Son bir ay içinde 30'dan fazla okurumuz kendileriyle alakalı eski tarihli haberlerin kaldırılması ya da değiştirilmesi için Okur Temsilcisi'ne müracaat ettiler.
Kimileri şikâyetçi oldukları haberin yanlış ya da eksik bilgiler içerdiğini iddia ediyorlar. "Haber yanlış, mağdur oluyoruz" diyorlar. "Bizi kötü göstermişsiniz ama işin aslı öyle değil" diyorlar. "Ben o davadan beraat ettim, suçsuz olduğum anlaşıldı; ama sizin haberleriniz yüzünden herkes beni öyle sanıyor, insan içine çıkamıyorum" diyorlar.
Kimileri ilgili haberin güncelliğini yitirdiğini, arşivlerde durmasının da bir anlamının olmadığını söylüyorlar.
"Geçmişte ne olduysa oldu; şimdi yeni bir hayat kurmaya çalışıyorum ama her yerde bu haberler karşıma çıkıyor; yapamıyorum" diyenler de var "Bilmem kaç yıl önce yaşanmış bir olay. Zaten cezamı çektim, çıktım.
Daha ne istiyorsunuz" diyenler de.
Geçmişte yapılmış bazı haberler yüzünden evlenemediklerini, iş bulamadıklarını, hatta ev bile kiralayamadıklarını yazan okurlarımızın sayısı hiç az değil.
Bazı okurlarımız ise üçüncü şahısların zarar gördüğü gerekçesiyle çalıyor kapımızı. "Çoluğunun çocuğunun ne suçu var. Şimdi anlamıyorlar ama bir iki yıl sonra bu haberleri okuyacaklar, hayatları kararacak" şeklinde gerekçelendiriyorlar taleplerini.
Okurlarımıza mecburen mahkeme yolunu öneriyorum ama vicdanım gazetelerin de bu konuda standartlar belirleyip inisiyatif almasının gerekli olduğunu söylüyor.
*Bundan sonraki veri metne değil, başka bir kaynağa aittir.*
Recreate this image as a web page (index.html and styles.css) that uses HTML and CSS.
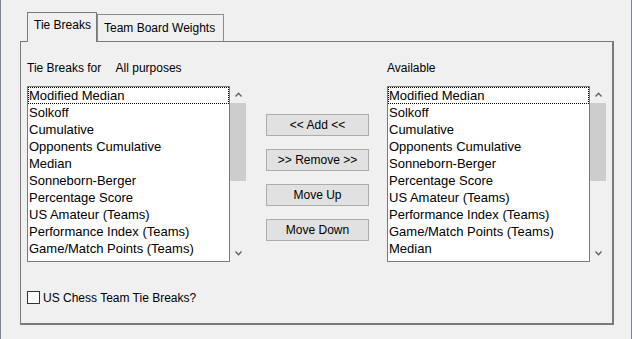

İlle de arşiv bütünlüğü korunmak isteniyorsa, bunun yolu haberleri zamanda dondurmaktan değil yaşatmaktan ve gerektiğinde öldürmekten geçer.
Dijital hafızanın sonsuzluğu gerçeğiyle yaşamak zorunda olduğumuzu düşünmüyorum.
Kanaatimce mesele özel hayatın gizliliğini ya da kişilik haklarını ihlal eden haberlerden ibaret değil. Avrupa İnsan Hakları Mahkemesi'nin 2015'te verdiği kararda işaret edildiği gibi bireylerin 'unutulma hakkı' olmalı.
Talep geldiği takdirde güncel olmayan, alakasız haberler kaldırılmalı.
Bu konuyu da ilerleyen yazılarımızdan birinde tartışalım.
***
Hanut sezonuna hazır mıyız?
Hanut tartışmalarını nasıl büyük bir keyifle izliyorum anlatamam.
İşler dayanılmaz hale geldikçe 'artık yeter', 'bu çılgınlığa bir son vermek lazım' diye feveran eden biriyim. Bu yüzden yazılanları okudukça inanılmaz mutlu oluyorum.
İthamları, ifşaları, savunmaları son derece yararlı buluyorum.
Neticede saklayacak bir şeyimiz yok; değil mi?
Malum, bahar ayları geldi, yaz ayları yaklaşıyor. Hanut sezonu açılmak üzere. Aldığım duyumlara göre tatil hanutçularının gönül yayları gevşemeye başladı bile.
Dilerim bu tartışmalar en azından yangından, ya da vücuda dik gelen zararlı güneş ışınlarından, birkaç parça değerli eşyayı kurtarmamızı sağlar.